I have "while" loop. It is pretty simple, given:
WHILE LPARE boolean_expression RPAREN statement
I generate more or less the following:
new WhileNode(boolean_expression, statement);
This creates new node that, when visited later, generates code for my virtual machine. But I also have the following:
FOR LPAREN for_init_expr SEMICOLON boolean_expression SEMICOLON for_post_expr RPAREN statement
This is "for loop" known from Java or C. From aforementioned rule I create more or less the following:
new ListNode(
for_init_expr,
new WhileNode(
boolean_expression,
new ListNode(
statement,
new ListNode(for_post_expr, null))))
This is of course simple transformation, from:
for (for_init ; boolean_expression ; for_post_expr)
statement
to:
for_init
while (boolean_expression) {
statement
for_post_expr;
}
All is fine and dandy, but things get hairy for the following:
FOR LPAREN var_decl COLON expression RPAREN statement
This if well known and liked:
for (int x : new int[] { 1, 2 })
print(x);
I refrain from posting code that generates AST, since basic for loop was already a little bit long, and what we get here is ever worse. This construction is equal to:
int[] tmp = new int[] { 1, 2 };
for (int it = 0 ; it < tmp.length; it = it + 1) {
int x = tmp[it];
print(x);
}
And since I'm not using types, I simply assume that "expression" (so right side, after COLON) is something that I can iterate over (and arrays are not iterable), I call a function on a result of this "expression" which returns instance of Iterable. So, in fact, my rewritten code isn't as simple as one above, is more or less this:
Iterator it = makeIterable(new int[] { 1, 2 });
while (it.hasNext()) {
int x = it.next();
print(x);
}
It doesn't look THAT bad, but note that AST for this generates three function calls and while loop. To show you what mess it is, I post what I have now:
113 | FOR LPAREN var_decl_name.v PIPE simple_value_field_or_call.o RPAREN statement.s
114 {: Symbol sv = ext(_symbol_v, _symbol_o);
115 String autoVarName = generateAutoVariableName();
116 Node iter = new StatementEndNode(sv, "",
117 new BinNode(sv, CMD.SET, "=",
118 new VarDeclNode(sv, autoVarName),
119 new CallNode(sv, "()",
120 new BinNode(sv, CMD.DOT, ".",
121 new MkIterNode(sv, o),
122 new PushConstNode(sv, "iterator")))));
123 Node varinit = new StatementEndNode(sv, "",
124 new BinNode(sv, CMD.SET, "=",
125 v,
126 new PushConstNode(sv, "null")));
127 Node hasnext = new CallNode(sv, "()",
128 new BinNode(sv, CMD.DOT, ".",
129 new VarNode(sv, autoVarName),
130 new PushConstNode(sv, "hasNext")));
131 Node vargennext = new StatementEndNode(sv, "",
132 new BinNode(sv, CMD.SET, "=",
133 new VarNode(sv, v.name),
134 new CallNode(sv, "()",
135 new BinNode(sv, CMD.DOT, ".",
136 new VarNode(sv, autoVarName),
137 new PushConstNode(sv, "next")))));
138 return new ListNode(sv, "",
139 new ListNode(sv, "",
140 new ListNode(sv, "",
141 iter
142 ),
143 varinit
144 ),
145 new WhileNode(sv, "while",
146 hasnext,
147 new ListNode(sv, "",
148 new ListNode(sv, "",
149 vargennext
150 ),
151 s)));
To answer your questions: yes, I am ashamed of this code.

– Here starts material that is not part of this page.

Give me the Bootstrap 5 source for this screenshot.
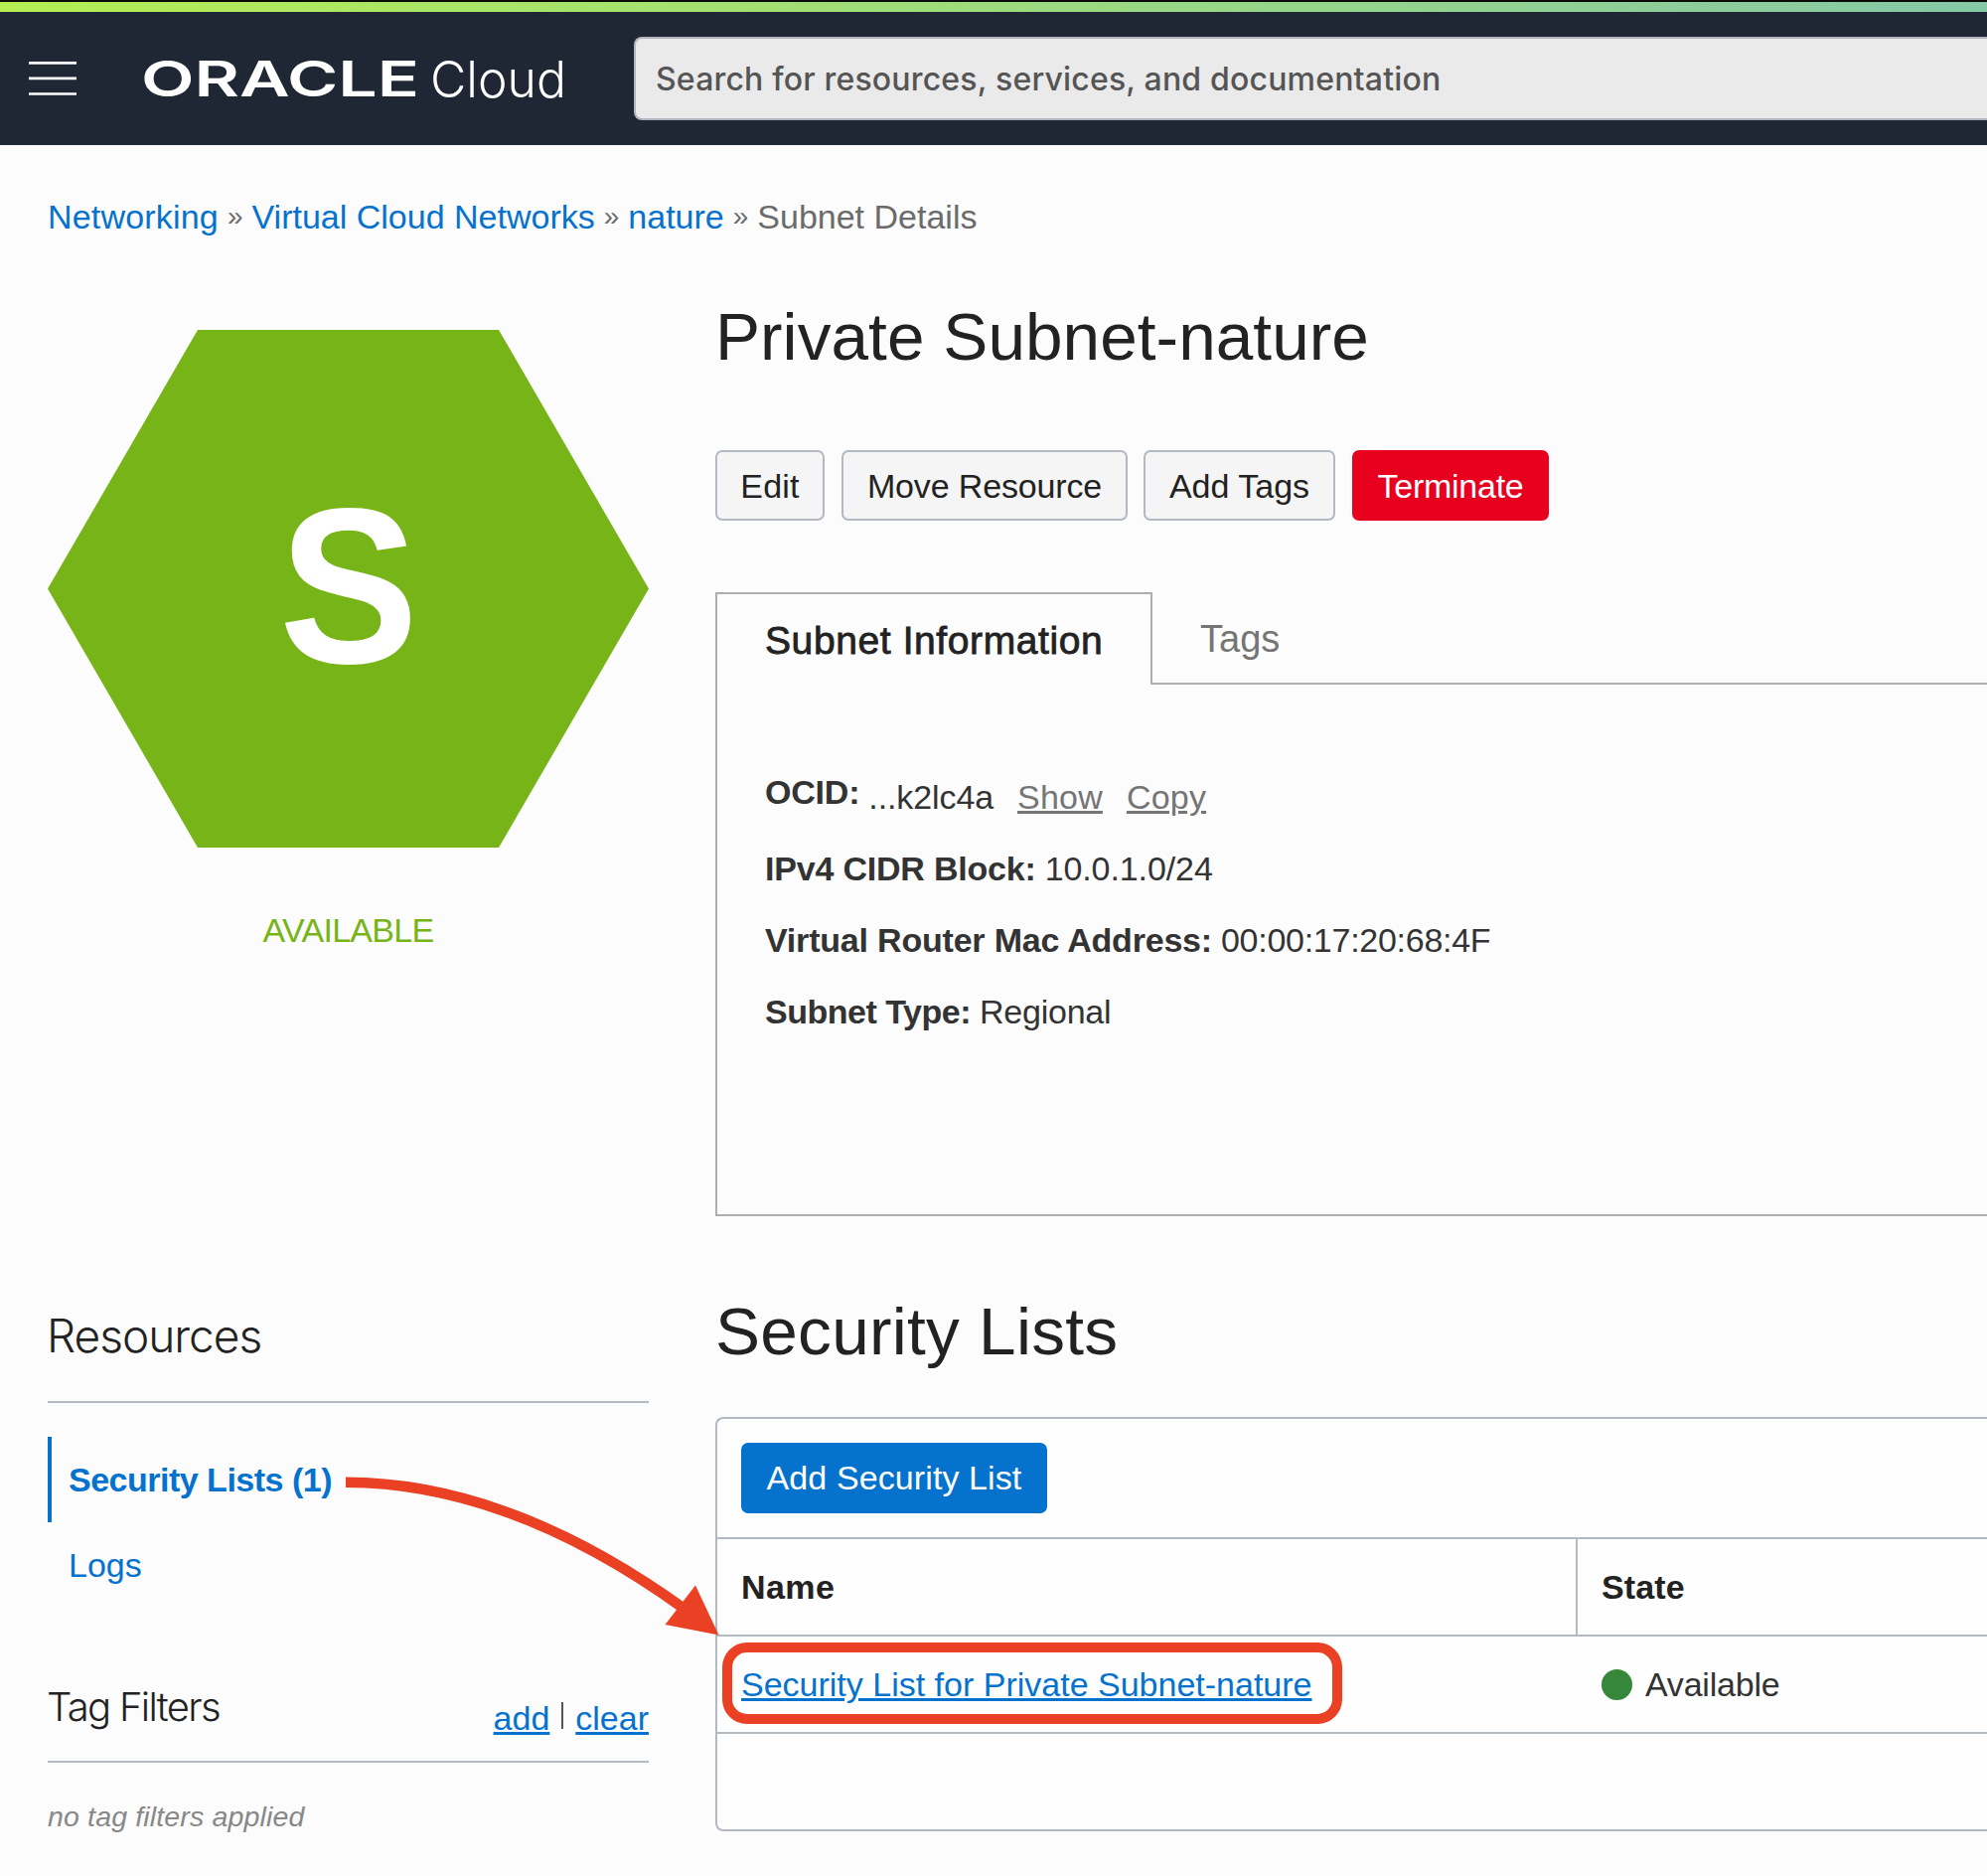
<!DOCTYPE html>
<html lang="en">
<head>
<meta charset="utf-8">
<meta name="viewport" content="width=device-width, initial-scale=1">
<title>Private Subnet-nature</title>
<link href="https://cdn.jsdelivr.net/npm/bootstrap@5.3.0/dist/css/bootstrap.min.css" rel="stylesheet">
<style>
:root{--link:#0572ce;--line:#b2b9c3;--hot:#ea4024}
body{font-family:"Liberation Sans",Arial,sans-serif;font-size:34px;line-height:40px;color:#333;background:#fcfcfc;width:2000px;height:1888px;overflow:hidden;position:relative}
a{color:var(--link)}
.top-black{height:2px;background:#0b0b08}
.top-stripe{height:10px;background:linear-gradient(90deg,#b4ee53,#85c8a6)}
.top-nav{height:134px;background:#1e2733;padding:0 0 0 29px;flex-wrap:nowrap;justify-content:flex-start}
.brand-cell{width:561px;padding-left:66px}
.brand-cell svg{overflow:visible}
.search-box{height:84px;border:2px solid #b0b5bf;border-right:0;border-radius:8px 0 0 8px;background:#eaeaea;color:#555;font-family:Inter,sans-serif;font-size:32px;font-weight:450;letter-spacing:.18px;padding:1px 20px;line-height:80px}
.crumbs{padding:52px 0 0 48px;color:#6b6b6b}
.crumbs a{text-decoration:none}
.crumbs a:first-child{letter-spacing:.19px}
.crumbs .sep{font-size:28px;margin:0 9px}
.side{width:605px;margin-left:48px;margin-right:67px}
.hexagon{margin-top:94px}
.state-text{margin-top:63px;color:#77b418;letter-spacing:-.7px}
.page-title{font-size:67.5px;line-height:80px;color:#222;margin:61px 0 0;font-weight:400;letter-spacing:.06px}
.actions{margin-top:74px;gap:17px}
.actions .btn,.btn-add{height:71px;font-size:34px;line-height:40px;border-radius:7px;border-width:2px;padding:0;display:flex;align-items:center;justify-content:center}
.btn-plain{background:#f5f5f5;border-color:var(--line);color:#222}
.btn-end{background:#e8001f;border-color:#e8001f;color:#fff;letter-spacing:-.25px}
.w-edit{width:110px;letter-spacing:.2px}
.w-move{width:288px;letter-spacing:-.15px;margin-right:-1px}
.w-tags{width:193px}
.w-end{width:198px}
.tab-strip{margin-top:72px;height:93px}
.tab-on{width:440px;border:2px solid #aeaeae;border-bottom:0;padding:25px 0 0 48px;font-size:39px;line-height:44px;color:#222;-webkit-text-stroke:.8px #222;letter-spacing:.6px}
.tab-off{border-bottom:2px solid #aeaeae;padding:25px 0 0 48px;font-size:38px;line-height:44px;color:#757575}
.info{height:535px;border:2px solid #aeaeae;border-width:0 0 2px 2px;padding:77px 0 0 48px}
.info-row{height:72px;line-height:72px;white-space:nowrap;display:flex;align-items:center;gap:9px;letter-spacing:-.1px}
.info-row b{letter-spacing:-.2px}
.info-row a{color:#757575;margin-left:15px;letter-spacing:.2px}
.info-row.tight{letter-spacing:-.27px}
.info-row.tighter,.info-row.tighter b{letter-spacing:-.48px}
.info-row.tighter span{letter-spacing:-.25px}
.ocid-label{margin-bottom:10px}
.side-title{margin-top:93px;height:95px;border-bottom:2px solid var(--line);font-family:Inter,sans-serif;font-size:46px;line-height:55px;color:#222;font-weight:300;letter-spacing:-1px;text-indent:-1px}
.side-nav{margin-top:34px}
.side-nav a{height:86px;line-height:86px;padding:0 0 0 17px;border-left:4px solid transparent;color:var(--link)}
.side-nav a.active{border-left-color:var(--link);font-weight:700;letter-spacing:-.5px}
.filters{margin-top:76px;height:80px;border-bottom:2px solid var(--line)}
.filters h3{font-family:Inter,sans-serif;font-size:40px;line-height:47px;color:#222;margin:0;font-weight:300;letter-spacing:-1.7px;text-indent:-1px}
.filters .tools{margin-top:15px}
.tool-bar{width:2px;height:27px;background:#555;margin:4px 12px 0}
.no-filters{margin-top:36px;font-size:28.5px;line-height:36px;color:#888;font-style:italic;letter-spacing:.15px}
.lists-title{margin-top:76px;letter-spacing:.28px}
.list-box{margin-top:46px;height:417px;border:2px solid var(--line);border-right:0;border-radius:8px 0 0 8px;background:#fefefe}
.list-tools{height:121px;padding:24px 0 0 24px;border-bottom:2px solid var(--line)}
.btn-add{width:308px;background:var(--link);color:#fff;border:0;padding-bottom:1px;letter-spacing:.1px}
.list-table{border-collapse:separate;border-spacing:0;table-layout:fixed;margin:0;--bs-table-bg:transparent;color:#333}
.list-table th,.list-table td{height:98px;padding:0 0 0 24px;border-bottom:2px solid var(--line);vertical-align:middle}
.list-table th{color:#222;letter-spacing:.15px}
.list-table td span{letter-spacing:-.2px}
.list-table th:first-child{width:866px;border-right:2px solid var(--line);letter-spacing:.4px}
.dot{width:31px;height:31px;border-radius:50%;background:#37873a;margin-right:13px}
.overlay{left:0;top:0;pointer-events:none}
</style>
</head>
<body>
<div class="top-black"></div><div class="top-stripe"></div>
<nav class="navbar top-nav">
  <svg width="48" height="36" viewBox="0 0 48 36" stroke="#fff" stroke-width="2.7"><path d="M0 2.3h48M0 17.8h48M0 33.5h48"/></svg>
  <div class="brand-cell flex-shrink-0">
    <svg width="430" height="60" viewBox="0 0 430 60" fill="#fff" class="d-block">
      <text x="-1" y="48" font-family="Inter" font-weight="560" font-size="49" textLength="280" lengthAdjust="spacingAndGlyphs">ORACLE</text>
      <text x="290" y="48.500" font-family="Inter" font-weight="300" font-size="51" textLength="137" lengthAdjust="spacingAndGlyphs">Cloud</text>
    </svg>
  </div>
  <div class="search-box flex-grow-1">Search for resources, services, and documentation</div>
</nav>
<div class="crumbs d-flex">
  <a href="#">Networking</a><span class="sep">»</span><a href="#">Virtual Cloud Networks</a><span class="sep">»</span><a href="#">nature</a><span class="sep">»</span><span>Subnet Details</span>
</div>
<div class="d-flex">
  <aside class="side flex-shrink-0">
    <svg class="hexagon d-block" width="605" height="521" viewBox="0 0 605 521"><path fill="#77b418" d="M151 0h303L605 260.500 454 521H151L0 260.500z"/><text x="233" y="334.500" textLength="140" lengthAdjust="spacingAndGlyphs" font-weight="700" font-size="222" fill="#fff">S</text></svg>
    <div class="state-text text-center">AVAILABLE</div>
  </aside>
  <main class="flex-grow-1">
    <h1 class="page-title">Private Subnet-nature</h1>
    <div class="actions d-flex">
      <button class="btn btn-plain w-edit">Edit</button>
      <button class="btn btn-plain w-move">Move Resource</button>
      <button class="btn btn-plain w-tags">Add Tags</button>
      <button class="btn btn-end w-end">Terminate</button>
    </div>
    <div class="tab-strip d-flex">
      <div class="tab-on">Subnet Information</div>
      <div class="tab-off flex-grow-1">Tags</div>
    </div>
    <div class="info">
      <div class="info-row"><b class="ocid-label">OCID:</b><span>...k2lc4a</span><a href="#">Show</a><a href="#">Copy</a></div>
      <div class="info-row"><b>IPv4 CIDR Block:</b><span>10.0.1.0/24</span></div>
      <div class="info-row tight"><b>Virtual Router Mac Address:</b><span>00:00:17:20:68:4F</span></div>
      <div class="info-row tighter"><b>Subnet Type:</b><span>Regional</span></div>
    </div>
  </main>
</div>
<div class="d-flex">
  <aside class="side flex-shrink-0">
    <h2 class="side-title">Resources</h2>
    <nav class="side-nav nav flex-column">
      <a href="#" class="nav-link active">Security Lists (1)</a>
      <a href="#" class="nav-link">Logs</a>
    </nav>
    <div class="filters d-flex justify-content-between">
      <h3>Tag Filters</h3>
      <div class="tools d-flex"><a href="#">add</a><i class="tool-bar"></i><a href="#">clear</a></div>
    </div>
    <div class="no-filters">no tag filters applied</div>
  </aside>
  <section class="flex-grow-1">
    <h2 class="page-title lists-title">Security Lists</h2>
    <div class="list-box">
      <div class="list-tools"><button class="btn btn-add">Add Security List</button></div>
      <table class="table list-table">
        <tr><th>Name</th><th>State</th></tr>
        <tr><td><a href="#">Security List for Private Subnet-nature</a></td><td><div class="d-flex align-items-center"><i class="dot"></i><span>Available</span></div></td></tr>
      </table>
    </div>
  </section>
</div>
<svg class="overlay position-absolute" width="2000" height="1888" viewBox="0 0 2000 1888">
  <path d="M348 1491.800Q513 1492 690 1620" fill="none" stroke="#ea4024" stroke-width="10.500"/>
  <path d="M723.500 1645.500 669.500 1635 700 1595.500z" fill="#ea4024"/>
  <rect x="732" y="1658" width="614" height="72" rx="20" fill="none" stroke="#ea4024" stroke-width="10"/>
</svg>
<script src="https://cdn.jsdelivr.net/npm/bootstrap@5.3.0/dist/js/bootstrap.bundle.min.js"></script>
</body>
</html>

QUESTION: Is there are parser generator that let's me do something about it, namely given rule:
FOR LPAREN var_decl COLON expr RPAREN statement
tell parser to rewrite it as if it was something else. I imagine that this would require some kind of LISP's macro mechanism (which is easy in lisp due to basically lack of grammar whatsoever), maybe similar to this:
FOR LPAREN var_decl COLON expr RPAREN statement =
{ with [ x = generateAutoName(); ]
emit [ "Iterator $x = makeIterable($expr).iterator();"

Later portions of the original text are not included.